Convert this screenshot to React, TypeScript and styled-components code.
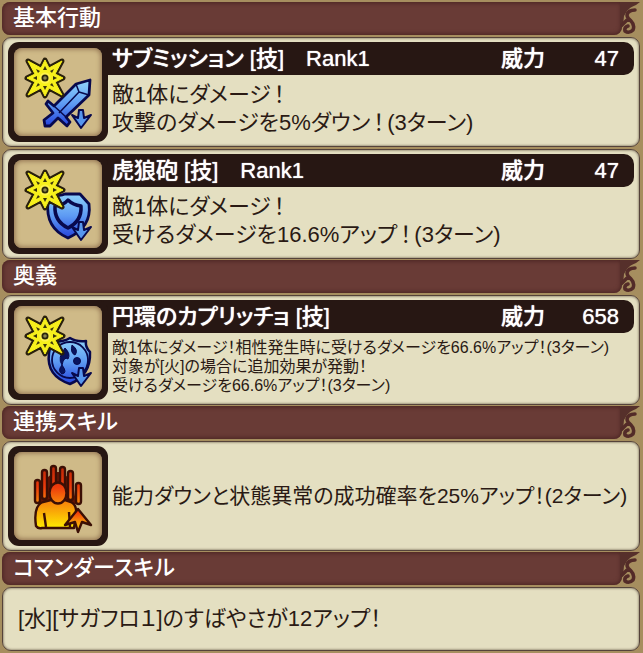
import React from 'react';
import styled, { createGlobalStyle } from 'styled-components';

const GlobalStyle = createGlobalStyle`
  * { box-sizing: border-box; }
  body {
    margin: 0;
    background: #a68e5f;
    color: #2a1a14;
    font-family: "Liberation Sans", "Noto Sans CJK JP", sans-serif;
    font-feature-settings: "palt";
  }
`;

const Page = styled.main`
  display: flex;
  flex-direction: column;
  gap: 1px;
  padding: 2px 3px 2px 2px;
`;

const Section = styled.section`
  display: flex;
  flex-direction: column;
  gap: 2px;
`;

const Heading = styled.header`
  display: flex;
  height: 33px;
`;

const HeadingTitle = styled.h2`
  flex: 1;
  margin: 0;
  padding-left: 11px;
  border-radius: 8px 0 8px 8px;
  background: #693b36;
  box-shadow: inset 0 0 4px 1px #4a2322;
  color: #fff;
  font-size: 22px;
  font-weight: 500;
  line-height: 32px;
`;

const Flourish = styled.svg`
  width: 20px;
  height: 33px;
  margin-left: -2px;
`;

const Panel = styled.article`
  display: flex;
  min-height: 64px;
  padding: 4px 5px;
  border: 1px solid #55433a;
  border-radius: 9px;
  background: #e4dfc1;
  box-shadow: inset 0 0 2px 1px #a59b83;
`;

const IconFrame = styled.div`
  position: relative;
  z-index: 1;
  flex: none;
  width: 100px;
  height: 100px;
  padding: 6px;
  border-radius: 11px;
  background: #271713;
`;

const IconTile = styled.div`
  width: 88px;
  height: 88px;
  border-radius: 8px;
  background: #cfba88;
  box-shadow: inset 0 0 5px 1px #8f704f;
`;

const Drawing = styled.svg`
  display: block;
  width: 88px;
  height: 88px;
`;

const Details = styled.div`
  flex: 1;
  min-width: 0;
`;

const NameBar = styled.div`
  display: flex;
  justify-content: space-between;
  height: 33px;
  margin-left: -12px;
  padding: 0 15px 0 16px;
  border-radius: 0 10px 10px 0;
  background: #271713;
  color: #fff;
  font-size: 22px;
  line-height: 33px;
  text-shadow: 0 0 1px #fff;
`;

const SkillName = styled.h3`
  margin: 0;
  font: inherit;
  font-weight: 500;
  white-space: pre;
`;

const Power = styled.div`
  display: flex;
  justify-content: space-between;
  width: 118px;
  font-weight: 500;
`;

const Description = styled.p<{ $small?: boolean }>`
  margin: 0;
  padding: ${(p) => (p.$small ? '5px' : '6px')} 0 0 4px;
  font-size: ${(p) => (p.$small ? '16px' : '22px')};
  line-height: ${(p) => (p.$small ? '19px' : '28px')};
  white-space: pre-line;
`;

const SoloText = styled.p<{ $indent: number; $compact?: boolean }>`
  align-self: center;
  margin: 0;
  padding-left: ${(p) => p.$indent}px;
  font-size: ${(p) => (p.$compact ? '21px' : '22px')};
  line-height: 28px;
`;

const Mark = styled.span`
  padding: 0 3px;
`;

const SpacedText = ({ text }: { text: string }) => (
  <>
    {text.split(/(！)/).map((part, i) =>
      part === '！' ? <Mark key={i}>！</Mark> : <React.Fragment key={i}>{part}</React.Fragment>,
    )}
  </>
);

type IconKind = 'sword' | 'shield' | 'orb' | 'hand';

const Burst = () => (
  <g>
    <path d="M20 19 L33 26 L37 18 L41 26 L54 19 L47 32 L55 36 L47 40 L54 53 L41 46 L37 54 L33 46 L20 53 L27 40 L19 36 L27 32Z" fill="#f7f01c" stroke="#29200c" strokeWidth="5" strokeLinejoin="round" />
    <path d="M20 19 L33 26 L37 18 L41 26 L54 19 L47 32 L55 36 L47 40 L54 53 L41 46 L37 54 L33 46 L20 53 L27 40 L19 36 L27 32Z" fill="#f7f01c" stroke="#f7f01c" strokeWidth="1" />
    <path d="M37 24l2 4h-4zM37 48l2-4h-4zM25 36l4-2v4zM49 36l-4-2v4zM28 27l4 2-2 2zM46 27l-4 2 2 2zM28 45l4-2-2-2zM46 45l-4-2 2-2z" fill="#3a330c" />
    <circle cx="37" cy="36" r="4.5" fill="#2b260c" stroke="#fff34a" strokeWidth="2" />
    <circle cx="37" cy="36" r="1.8" fill="#8d8750" />
  </g>
);

const DownArrow = () => (
  <path d="M71 68 L75 68 L76 76 L83 73 L73 86 L64 73 L70 76Z" fill="#5796ee" stroke="#08094d" strokeWidth="2" strokeLinejoin="round" />
);

const SkillIcon = ({ kind }: { kind: IconKind }) => (
  <IconFrame>
    <IconTile>
      <Drawing viewBox="6 6 88 88" aria-hidden="true">
        <defs>
          <linearGradient id={`blue-${kind}`} gradientUnits="userSpaceOnUse" x1="0" y1="40" x2="0" y2="84">
            <stop offset="0" stopColor="#8dd1fa" />
            <stop offset="0.5" stopColor="#5d9af3" />
            <stop offset="1" stopColor="#2442dc" />
          </linearGradient>
          <linearGradient id={`fire-${kind}`} gradientUnits="userSpaceOnUse" x1="0" y1="18" x2="0" y2="84">
            <stop offset="0" stopColor="#b52305" />
            <stop offset="0.35" stopColor="#ee3b0c" />
            <stop offset="0.6" stopColor="#f78a0a" />
            <stop offset="1" stopColor="#fff200" />
          </linearGradient>
          <linearGradient id={`flame-${kind}`} x1="0" y1="0" x2="0" y2="1">
            <stop offset="0" stopColor="#f01c08" />
            <stop offset="0.5" stopColor="#f98a0a" />
            <stop offset="1" stopColor="#ffe000" />
          </linearGradient>
        </defs>
        {kind === 'sword' && (
          <g fill={`url(#blue-${kind})`} stroke="#08094d" strokeWidth="2.8" strokeLinejoin="round">
            <path d="M46 64 L68 42 L82 38 L81 53 L58 75 L62 80 L59 84 L50 76 L42 84 L37 84 L36 78 L45 71 L38 62 L40 59Z" />
            <path d="M68 42 L71 50 L81 53 M71 50 L51 71 M46 64 L58 75" fill="none" strokeWidth="1.5" />
          </g>
        )}
        {kind === 'shield' && (
          <g fill={`url(#blue-${kind})`} stroke="#08094d" strokeWidth="2.8" strokeLinejoin="round">
            <path d="M43 42 Q52 42 57 40 L72 40 L81 50 Q84 73 60 84 Q37 74 40 48Z" />
            <path d="M47 52 Q56 51 60 46 Q65 51 73 52 Q74 67 60 74 Q46 67 47 52Z" strokeWidth="3.5" />
          </g>
        )}
        {kind === 'orb' && (
          <g fill={`url(#blue-${kind})`} stroke="#08094d" strokeWidth="2.5" strokeLinejoin="round">
            <path d="M43 42 Q56 42 62 38 Q68 42 78 41 Q77 47 82 52 Q83 75 62 84 Q38 76 41 53Z" />
            <circle cx="62" cy="60" r="18" strokeWidth="1.8" />
            <path d="M57 48 Q63 54 60 59 Q56 56 54 65 Q49 58 57 48Z M64 45 Q71 50 67 55 Q62 53 64 45Z M54 65 Q60 73 54 74 Q49 71 54 65Z" fill="#09145f" strokeWidth="1" />
            <circle cx="69" cy="61" r="3.5" fill="#09145f" strokeWidth="1" />
          </g>
        )}
        {kind !== 'hand' && <DownArrow />}
        {kind !== 'hand' && <Burst />}
        {kind === 'hand' && (
          <g stroke="#3b0f05" strokeWidth="2.4" strokeLinejoin="round" fill={`url(#fire-${kind})`}>
            <path d="M31 58 L34 36 L46 26 L54 26 L65 36 L68 58Z" fill="#631505" stroke="none" />
            <rect x="27" y="34" width="5" height="23" rx="2.5" />
            <rect x="34" y="24" width="5" height="29" rx="2.5" />
            <rect x="43" y="20" width="5" height="26" rx="2.5" />
            <rect x="52" y="21" width="5" height="26" rx="2.5" />
            <rect x="60" y="25" width="5" height="29" rx="2.5" />
            <rect x="68" y="37" width="5" height="21" rx="2.5" />
            <path d="M28 80 Q25 60 35 56 L43 54 L57 54 L63 56 Q69 59 68 68 L66 82 L34 82 Q30 83 28 80Z" />
            <path d="M36 67 L38 81 M61 66 L62 81" fill="none" />
            <ellipse cx="50" cy="47" rx="8.5" ry="10.5" />
            <path d="M70 63 L83 79 L74 76 L70 86 L67 76 L57 79Z" fill={`url(#flame-${kind})`} />
          </g>
        )}
      </Drawing>
    </IconTile>
  </IconFrame>
);

const SectionHeading = ({ children }: { children: React.ReactNode }) => (
  <Heading>
    <HeadingTitle>{children}</HeadingTitle>
    <Flourish viewBox="0 0 20 33" aria-hidden="true">
      <path d="M0 0 H20 L16 3 Q10 5 7 9 L4 14 L3 24 L0 28Z" fill="#56302b" />
      <path d="M15 8 Q8 8 7 13 Q7 16 11 19 Q15 23 13 28 Q9 32 5 29 Q4 25 8 24 M8 17 Q5 20 2 23" fill="none" stroke="#532b28" strokeWidth="3.5" strokeLinecap="round" />
    </Flourish>
  </Heading>
);

interface SkillProps {
  icon: IconKind;
  name: string;
  power: number;
  text: string;
  small?: boolean;
}

const Skill = ({ icon, name, power, text, small }: SkillProps) => (
  <Panel>
    <SkillIcon kind={icon} />
    <Details>
      <NameBar>
        <SkillName>{name}</SkillName>
        <Power>
          <span>威力</span>
          <span>{power}</span>
        </Power>
      </NameBar>
      <Description $small={small}>{small ? text : <SpacedText text={text} />}</Description>
    </Details>
  </Panel>
);

export default function App() {
  return (
    <>
      <GlobalStyle />
      <Page lang="ja">
        <Section>
          <SectionHeading>基本行動</SectionHeading>
          <Skill icon="sword" name={'サブミッション [技]　Rank1'} power={47} text={'敵1体にダメージ！\n攻撃のダメージを5%ダウン！(3ターン)'} />
          <Skill icon="shield" name={'虎狼砲 [技]　Rank1'} power={47} text={'敵1体にダメージ！\n受けるダメージを16.6%アップ！(3ターン)'} />
        </Section>
        <Section>
          <SectionHeading>奥義</SectionHeading>
          <Skill icon="orb" name="円環のカプリッチョ [技]" power={658} small text={'敵1体にダメージ！相性発生時に受けるダメージを66.6%アップ！(3ターン)\n対象が[火]の場合に追加効果が発動！\n受けるダメージを66.6%アップ！(3ターン)'} />
        </Section>
        <Section>
          <SectionHeading>連携スキル</SectionHeading>
          <Panel>
            <SkillIcon kind="hand" />
            <SoloText $indent={4} $compact>能力ダウンと状態異常の成功確率を25%アップ！(2ターン)</SoloText>
          </Panel>
        </Section>
        <Section>
          <SectionHeading>コマンダースキル</SectionHeading>
          <Panel>
            <SoloText $indent={10}>[水][サガフロ１]のすばやさが12アップ！</SoloText>
          </Panel>
        </Section>
      </Page>
    </>
  );
}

Directive
The lines to collect are those holding the string "React"; copy them all.

Reply
Convert this screenshot to React, TypeScript and styled-components code.
import React from 'react';
      part === '！' ? <Mark key={i}>！</Mark> : <React.Fragment key={i}>{part}</React.Fragment>,
const SectionHeading = ({ children }: { children: React.ReactNode }) => (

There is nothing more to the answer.